Бодлер и сам подтвердил непротивопоказанность материального лирическому. И его пластичная поэзия тоже по-своему восприняла в себя "материализм". Так, в "Цветах зла" много запредельно-возвышенных, благостно-романтичных стихов о "Женщине-призраке", о "Музе-Мадонне" - больше, чем можно предположить по заглавию книги. Однако что запоминается как подлинный, безапелляционно-повелительный шедевр? Именно стихи, где сгущены и напряжены как раз материя, как раз электричество чувства. Непреодолима магнетическая мощь этой поэзии, способной ловить в слова не запредельное, а загадочно-сопредельное с действительностью.

Символисты эту тайну постигли не вполне. Тем не менее сегодня ясно, что через весь прошлый век - от Гете и Пушкина через Гейне и Бодлера вплоть до Фета, Киплинга и Бунина - идет сквозная линия поэзии чудесного, диковинного и даже неземного, но все же, повторим, всегда сопредельного "этому миру".

* * *

С бодлеровских времен многое изменилось. И "материя" нашла в поэзию (в частности, и в поэзию любви) пути гораздо более прямые, чем даже те, что знал Бодлер. После же Пушкина и Гейне особенно заметно, как ясную некогда гармонию - "я вас люблю, мадам…", "и жизнь, и слезы, и любовь…" - настойчиво омрачает какая-то тень, сотрясают странные духовные конвульсии. В поэзии любви замечаешь все чаще, если использовать слово из современной критики, мятежное торжество "низа". Любовь все чаще оказывается не счастьем и расцветом, а полным крахом человека. И в сознании художника женщину все чаще оттесняет экзальтированная любовь к некоему "Там", к возвышенно-недоступному для простого смертного.

Так, декаденты, далеко уходя не только от "презренной обыденной морали", но даже и от "Цветов зла", с необычным смешением восторга и деловитости поют вместо любви "Плоть". Мучая себя невозможностью чистой и счастливой любви, Данте Габриэль Россетти удрученно признается: "Если мы и любим друг друга, то лишь как камень и листок, заглатываемые одним водоворотом". Его португальский современник Антеро де Кентал поет "любовь-смерть", "смерть-освободителя". Голландский романтик Потгитер (уже в послебодлеровское время) меняет "здешнюю" любовь на религиозно-выспреннее чувство - "любовь, которой не ниспослано и ангелам". Даже бесподобный лирик земного чувства Верлен в книге "Мудрость" решается утверждать, что "высшая вера" полноценнее любви.
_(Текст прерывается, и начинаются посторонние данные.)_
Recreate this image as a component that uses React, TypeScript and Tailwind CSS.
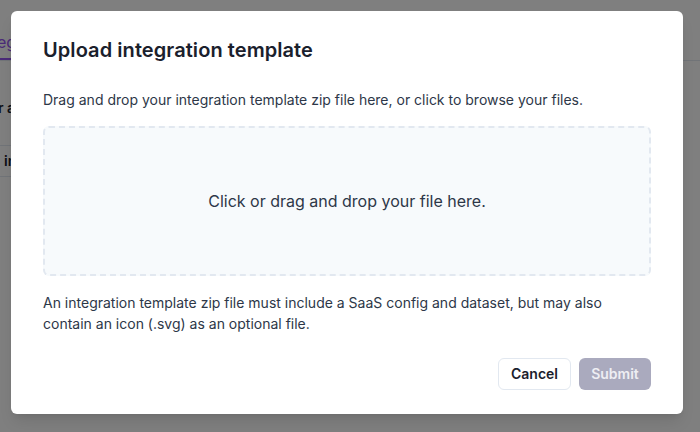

Что же торопит поэтов, приближающихся к новому рубежу столетий, пускаться в такое бегство от счастья и жизни? Если это старость тела, а с пою и законное желание найти покой для души, то для Россетти, Верлена и Кентала она преждевременна. Да ведь и совсем юный австрийский поэт - Райнер Мария Рильке (по сути дела, лишь едва-едва заставший XIX столетие) у символического рубежа 1899/1900/1901 тоже отворачивается от любимой женщины к "звездам". И "Ангел-Хранитель" Рильке (образ, заставляющий вспомнить нашего Блока) ведет его не по жизни, а "наверх", к "Тому, кто держит все паденья с безмерной нежностью в своей руке". Может быть, дело в традиционном "презренье к миру", в законной ненависти к "пошлому"? Но тогда почему других поэтов, ничуть не менее уязвленных пошлостью, "Ангел-Хранитель во мгле" уводил не прочь от жизни и любви, а в самую гущу жизни?